I still have some Bostitch guns and I will say they are very good, but just not as professional as a Hitachi. Meaning it just seems to be built more for a Contractor rather than a weekend warrior.

The Hitachi sold at Menards or HD (smaller version) was junk. Lasted about 6 weeks, if that.

Actually wouldn't mind trying another Bostitch being we don't do roof after roof everyday like we have in the past.


----------



## johnk (Apr 23, 2007)

Bostich is bulletproof,on average mine last 2 years of heavy usage.Hitachi is the same,and for you that aren't familiar with Milwaukee they too are rock solid performers,even better in my opinion(more options and sink 1 3/4 better than the Bostich)They can be found on ebay for 200 new.The only drawback is the 2 stage loading system,which doesn't bother me in the least.I think it all comes down to personal preference.I think these are the top 3 IMO.IMO I would stay away from Porter Cable,SEnco,max,Craftsman,just to name a few.Anyways like many have said THIS TOPIC HAS BEEN BEAT TO DEATH!!!


----------



## 2ndGen (Apr 6, 2006)

MJW said:


> I still have some Bostitch guns and I will say they are very good, but just not as professional as a Hitachi. Meaning it just seems to be built more for a Contractor rather than a weekend warrior.
> 
> The Hitachi sold at Menards or HD (smaller version) was junk. Lasted about 6 weeks, if that.
> 
> Actually wouldn't mind trying another Bostitch being we don't do roof after roof everyday like we have in the past.


The Hitachi you were referring to, was it The Ultra Light? I almost bought that one before I bought my 2nd Bostich (the first was the 45). 

The Bostitchs your referring to? RN46's? 

Also, tried the new Hitachi Roofer yet?


----------



## 2ndGen (Apr 6, 2006)

johnk said:


> Bostich is bulletproof,on average mine last 2 years of heavy usage.Hitachi is the same,and for you that aren't familiar with Milwaukee they too are rock solid performers,even better in my opinion(more options and sink 1 3/4 better than the Bostich)They can be found on ebay for 200 new.The only drawback is the 2 stage loading system,which doesn't bother me in the least.I think it all comes down to personal preference.I think these are the top 3 IMO.IMO I would stay away from Porter Cable,SEnco,max,Craftsman,just to name a few.Anyways like many have said THIS TOPIC HAS BEEN BEAT TO DEATH!!!

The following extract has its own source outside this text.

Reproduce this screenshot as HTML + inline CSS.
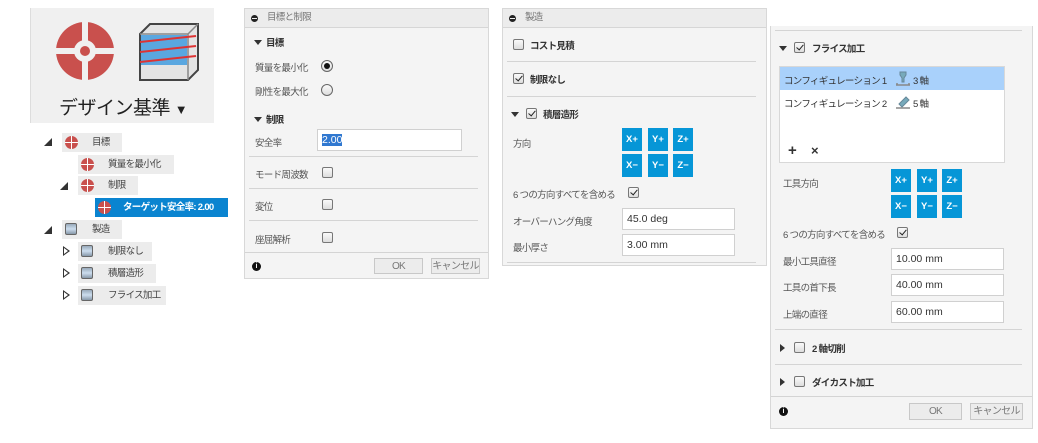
<!DOCTYPE html>
<html><head><meta charset="utf-8"><style>
*{margin:0;padding:0;box-sizing:border-box}
body{width:1038px;height:443px;background:#fff;position:relative;overflow:hidden;font-family:"Liberation Sans","Noto Sans CJK JP",sans-serif;font-size:9.5px;letter-spacing:-0.7px;color:#333}
div{white-space:nowrap}
.a{position:absolute;white-space:nowrap}
.panel{position:absolute;background:#f4f4f4;border:1px solid #d8d8d8}
.hdr{position:absolute;left:0;right:0;top:0;height:19px;background:#ececec;border-bottom:1px solid #d6d6d6;color:#777;font-size:9.5px;line-height:18px;padding-left:22px}
.hdr:before{content:"";position:absolute;left:6px;top:6px;width:7px;height:7px;border-radius:50%;background:#222}
.hdr:after{content:"";position:absolute;left:7px;top:9px;width:5px;height:1px;background:#eee}
.sep{position:absolute;height:1px;background:#d4d4d4}
.b{font-weight:bold}
.cb{position:absolute;width:11px;height:11px;border:1px solid #777;border-radius:2px;background:linear-gradient(#fafafa,#ddd)}
.cb.k:after{content:"";position:absolute;left:3px;top:0px;width:3px;height:6px;border:solid #222;border-width:0 1.5px 1.5px 0;transform:rotate(40deg)}
.rd{position:absolute;width:12px;height:12px;border:1px solid #666;border-radius:50%;background:linear-gradient(#fafafa,#ddd)}
.rd.k:after{content:"";position:absolute;left:2px;top:2px;width:6px;height:6px;border-radius:50%;background:#111}
.inp{position:absolute;background:#fff;border:1px solid #d0d0d0;font-size:10.5px;letter-spacing:0;line-height:20px;padding-left:4px;color:#333}
.bt{position:absolute;width:20px;height:23px;background:#0696d7;color:#fff;font-size:9.5px;letter-spacing:0;text-align:center;line-height:23px;font-weight:bold}
.btn{position:absolute;border:1px solid #c8c8c8;background:#ececec;color:#777;text-align:center;font-size:10px;line-height:15px}
.info{position:absolute;width:9px;height:9px;border-radius:50%;background:#111;color:#fff;font-size:7px;line-height:9px;text-align:center;font-weight:bold;letter-spacing:0}
.tri{position:absolute;width:0;height:0;border-left:4px solid transparent;border-right:4px solid transparent;border-top:5px solid #333}
.trr{position:absolute;width:0;height:0;border-top:4px solid transparent;border-bottom:4px solid transparent;border-left:5px solid #333}
.row{position:absolute;height:19px;background:#ececec;line-height:19px;color:#444}
.tg{position:absolute;width:13px;height:13px;border-radius:50%;background:#c9504d}
.tg:before{content:"";position:absolute;left:6px;top:0;width:1px;height:13px;background:#fff}
.tg:after{content:"";position:absolute;left:0;top:6px;width:13px;height:1px;background:#fff}
.cu{position:absolute;width:12px;height:12px;border:1px solid #666;background:linear-gradient(#9ab,#cde 50%,#89a);border-radius:2px}
.ex{position:absolute;width:0;height:0;border-left:8px solid transparent;border-bottom:8px solid #333}
.ed{position:absolute;width:0;height:0;border-top:5px solid transparent;border-bottom:5px solid transparent;border-left:7px solid #333}
.ed:after{content:"";position:absolute;left:-6px;top:-3px;border-top:3px solid transparent;border-bottom:3px solid transparent;border-left:4px solid #fff}
</style></head><body>

<!-- Left panel -->
<div class="a" style="left:30px;top:8px;width:184px;height:115px;background:#f0f0f0;border-left:1px solid #ddd"></div>
<svg class="a" style="left:54px;top:20px" width="62" height="62" viewBox="0 0 62 62">
<circle cx="31" cy="31" r="29" fill="#c9504d"/>
<rect x="28" y="0" width="6" height="62" fill="#f0f0f0"/>
<rect x="0" y="28" width="62" height="6" fill="#f0f0f0"/>
<circle cx="31" cy="31" r="11" fill="#f0f0f0"/>
<circle cx="31" cy="31" r="5" fill="#c9504d"/>
</svg>
<svg class="a" style="left:136px;top:20px" width="66" height="62" viewBox="0 0 66 62">
<path d="M4 14 L14 4 L62 4 L62 50 L52 60 L4 60 Z" fill="#e4e4e4" stroke="#444" stroke-width="2"/>
<path d="M4 14 L52 14 L62 4 M52 14 L52 60" fill="none" stroke="#888" stroke-width="1.5"/>
<rect x="5" y="15" width="46" height="30" fill="#5aa7e0"/>
<path d="M4 22 L60 16 M4 32 L60 26 M4 42 L60 36" stroke="#d33" stroke-width="2"/>
</svg>
<div class="a" style="left:59px;top:93px;font-size:19px;letter-spacing:-0.5px;color:#222">デザイン基準 <span style="font-size:13px">▼</span></div>

<div class="ex" style="left:44px;top:138px"></div>
<div class="row" style="left:62px;top:133px;width:60px"><span style="position:absolute;left:30px">目標</span></div><div class="tg" style="left:65px;top:136px"></div>
<div class="row" style="left:78px;top:155px;width:96px"><span style="position:absolute;left:30px">質量を最小化</span></div><div class="tg" style="left:81px;top:158px"></div>
<div class="ex" style="left:60px;top:182px"></div>
<div class="row" style="left:78px;top:176px;width:60px"><span style="position:absolute;left:30px">制限</span></div><div class="tg" style="left:81px;top:179px"></div>
<div class="row" style="left:95px;top:198px;width:133px;background:#0a84d0;color:#fff;font-weight:bold"><span style="position:absolute;left:28px">ターゲット安全率: 2.00</span></div><div class="tg" style="left:98px;top:201px"></div>
<div class="ex" style="left:44px;top:226px"></div>
<div class="row" style="left:62px;top:220px;width:60px"><span style="position:absolute;left:30px">製造</span></div><div class="cu" style="left:65px;top:223px"></div>
<div class="ed" style="left:63px;top:246px"></div>
<div class="row" style="left:78px;top:242px;width:74px"><span style="position:absolute;left:30px">制限なし</span></div><div class="cu" style="left:81px;top:245px"></div>
<div class="ed" style="left:63px;top:268px"></div>
<div class="row" style="left:78px;top:264px;width:78px"><span style="position:absolute;left:30px">積層造形</span></div><div class="cu" style="left:81px;top:267px"></div>
<div class="ed" style="left:63px;top:290px"></div>
<div class="row" style="left:78px;top:286px;width:88px"><span style="position:absolute;left:30px">フライス加工</span></div><div class="cu" style="left:81px;top:289px"></div>

<!-- Panel 2 -->
<div class="panel" style="left:244px;top:8px;width:245px;height:271px">
<div class="hdr">目標と制限</div>
<div class="tri" style="left:9px;top:31px"></div><div class="a b" style="left:21px;top:26px">目標</div>
<div class="a" style="left:10px;top:51px;color:#555">質量を最小化</div><div class="rd k" style="left:76px;top:51px"></div>
<div class="a" style="left:10px;top:75px;color:#555">剛性を最大化</div><div class="rd" style="left:76px;top:75px"></div>
<div class="tri" style="left:9px;top:108px"></div><div class="a b" style="left:21px;top:103px">制限</div>
<div class="a" style="left:10px;top:126px;color:#555">安全率</div>
<div class="inp" style="left:72px;top:120px;width:145px;height:22px"><span style="background:#3078d0;color:#fff">2.00</span></div>
<div class="sep" style="left:4px;right:10px;top:147px"></div>
<div class="a" style="left:10px;top:158px;color:#555">モード周波数</div><div class="cb" style="left:77px;top:158px"></div>
<div class="sep" style="left:4px;right:10px;top:179px"></div>
<div class="a" style="left:10px;top:190px;color:#555">変位</div><div class="cb" style="left:77px;top:190px"></div>
<div class="sep" style="left:4px;right:10px;top:211px"></div>
<div class="a" style="left:10px;top:223px;color:#555">座屈解析</div><div class="cb" style="left:77px;top:223px"></div>
<div class="sep" style="left:0;right:0;top:243px"></div>
<div class="info" style="left:7px;top:253px">i</div>
<div class="btn" style="left:129px;top:249px;width:49px;height:16px">OK</div>
<div class="btn" style="left:186px;top:249px;width:49px;height:16px">キャンセル</div>
</div>

<!-- Panel 3 -->
<div class="panel" style="left:502px;top:8px;width:265px;height:258px">
<div class="hdr">製造</div>
<div class="cb" style="left:10px;top:30px"></div><div class="a b" style="left:27px;top:29px">コスト見積</div>
<div class="sep" style="left:4px;right:10px;top:52px"></div>
<div class="cb k" style="left:10px;top:64px"></div><div class="a b" style="left:27px;top:63px">制限なし</div>
<div class="sep" style="left:4px;right:10px;top:87px"></div>
<div class="tri" style="left:8px;top:103px"></div><div class="cb k" style="left:23px;top:99px"></div><div class="a b" style="left:40px;top:98px">積層造形</div>
<div class="a" style="left:10px;top:127px;color:#555">方向</div>
<div class="bt" style="left:119px;top:119px">X+</div><div class="bt" style="left:145px;top:119px">Y+</div><div class="bt" style="left:170px;top:119px">Z+</div>
<div class="bt" style="left:119px;top:145px">X−</div><div class="bt" style="left:145px;top:145px">Y−</div><div class="bt" style="left:170px;top:145px">Z−</div>
<div class="a" style="left:10px;top:178px;color:#555">6 つの方向すべてを含める</div><div class="cb k" style="left:125px;top:178px"></div>
<div class="a" style="left:10px;top:205px;color:#555">オーバーハング角度</div><div class="inp" style="left:119px;top:199px;width:113px;height:22px">45.0 deg</div>
<div class="a" style="left:10px;top:231px;color:#555">最小厚さ</div><div class="inp" style="left:119px;top:225px;width:113px;height:22px">3.00 mm</div>
<div class="sep" style="left:4px;right:10px;top:253px"></div>
</div>

<!-- Panel 4 -->
<div class="panel" style="left:770px;top:26px;width:263px;height:403px;border-top:none">
<div class="sep" style="left:4px;right:10px;top:4px"></div>
<div class="tri" style="left:8px;top:20px"></div><div class="cb k" style="left:23px;top:16px"></div><div class="a b" style="left:41px;top:15px">フライス加工</div>
<div style="position:absolute;left:8px;top:40px;width:226px;height:97px;background:#fff;border:1px solid #d8d8d8">
<div style="position:absolute;left:0;right:0;top:0;height:23px;background:#a9d1fb"></div>
<div class="a" style="left:4px;top:6px">コンフィギュレーション 1</div>
<svg class="a" style="left:115px;top:4px" width="16" height="15"><path d="M5 1h6v3l-2 3v4h-2v-4l-2-3z" fill="#7ab" stroke="#689"/><path d="M1 14h14M2 12v2M14 12v2" stroke="#888" stroke-width="1.5"/></svg>
<div class="a" style="left:133px;top:6px">3 軸</div>
<div class="a" style="left:4px;top:29px">コンフィギュレーション 2</div>
<svg class="a" style="left:115px;top:27px" width="16" height="15"><path d="M4 10l7-7 3 3-7 7z" fill="#7ab" stroke="#689"/><path d="M1 14h14" stroke="#888" stroke-width="1.5"/></svg>
<div class="a" style="left:133px;top:29px">5 軸</div>
<div class="a b" style="left:8px;top:75px;font-size:15px">+</div>
<div class="a b" style="left:31px;top:76px;font-size:13px">×</div>
</div>
<div class="a" style="left:12px;top:150px;color:#555">工具方向</div>
<div class="bt" style="left:120px;top:143px">X+</div><div class="bt" style="left:146px;top:143px">Y+</div><div class="bt" style="left:171px;top:143px">Z+</div>
<div class="bt" style="left:120px;top:169px">X−</div><div class="bt" style="left:146px;top:169px">Y−</div><div class="bt" style="left:171px;top:169px">Z−</div>
<div class="a" style="left:12px;top:201px;color:#555">6 つの方向すべてを含める</div><div class="cb k" style="left:126px;top:201px"></div>
<div class="a" style="left:12px;top:228px;color:#555">最小工具直径</div><div class="inp" style="left:120px;top:222px;width:113px;height:22px">10.00 mm</div>
<div class="a" style="left:12px;top:254px;color:#555">工具の首下長</div><div class="inp" style="left:120px;top:248px;width:113px;height:22px">40.00 mm</div>
<div class="a" style="left:12px;top:281px;color:#555">上端の直径</div><div class="inp" style="left:120px;top:275px;width:113px;height:22px">60.00 mm</div>
<div class="sep" style="left:4px;right:10px;top:303px"></div>
<div class="trr" style="left:9px;top:318px"></div><div class="cb" style="left:23px;top:316px"></div><div class="a b" style="left:41px;top:315px">2 軸切削</div>
<div class="sep" style="left:4px;right:10px;top:338px"></div>
<div class="trr" style="left:9px;top:352px"></div><div class="cb" style="left:23px;top:350px"></div><div class="a b" style="left:41px;top:349px">ダイカスト加工</div>
<div class="sep" style="left:0;right:0;top:370px"></div>
<div class="info" style="left:8px;top:381px">i</div>
<div class="btn" style="left:138px;top:377px;width:53px;height:17px">OK</div>
<div class="btn" style="left:199px;top:377px;width:53px;height:17px">キャンセル</div>
</div>
</body></html>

I'm hooked on Bostich's loading system, power and reliability. Most guys here have their Bostitchs for years for production roofing with yearly rebuilds.


----------



## LA_nailer (May 10, 2008)

*reliability*

just to chime in, I've had 2 hitachi's for over 3 years now (since 2005), neither have been rebuilt, had any work on them, or any repair at all. I just oil em' and go. Those guns are BUILT WELL.


----------



## bcradio (Apr 3, 2008)

johnk said:


> Bostich is bulletproof,on average mine last 2 years of heavy usage.Hitachi is the same,and for you that aren't familiar with Milwaukee they too are rock solid performers,even better in my opinion(more options and sink 1 3/4 better than the Bostich)They can be found on ebay for 200 new.The only drawback is the 2 stage loading system,which doesn't bother me in the least.I think it all comes down to personal preference.I think these are the top 3 IMO.IMO I would stay away from Porter Cable,SEnco,max,Craftsman,just to name a few.Anyways like many have said THIS TOPIC HAS BEEN BEAT TO DEATH!!!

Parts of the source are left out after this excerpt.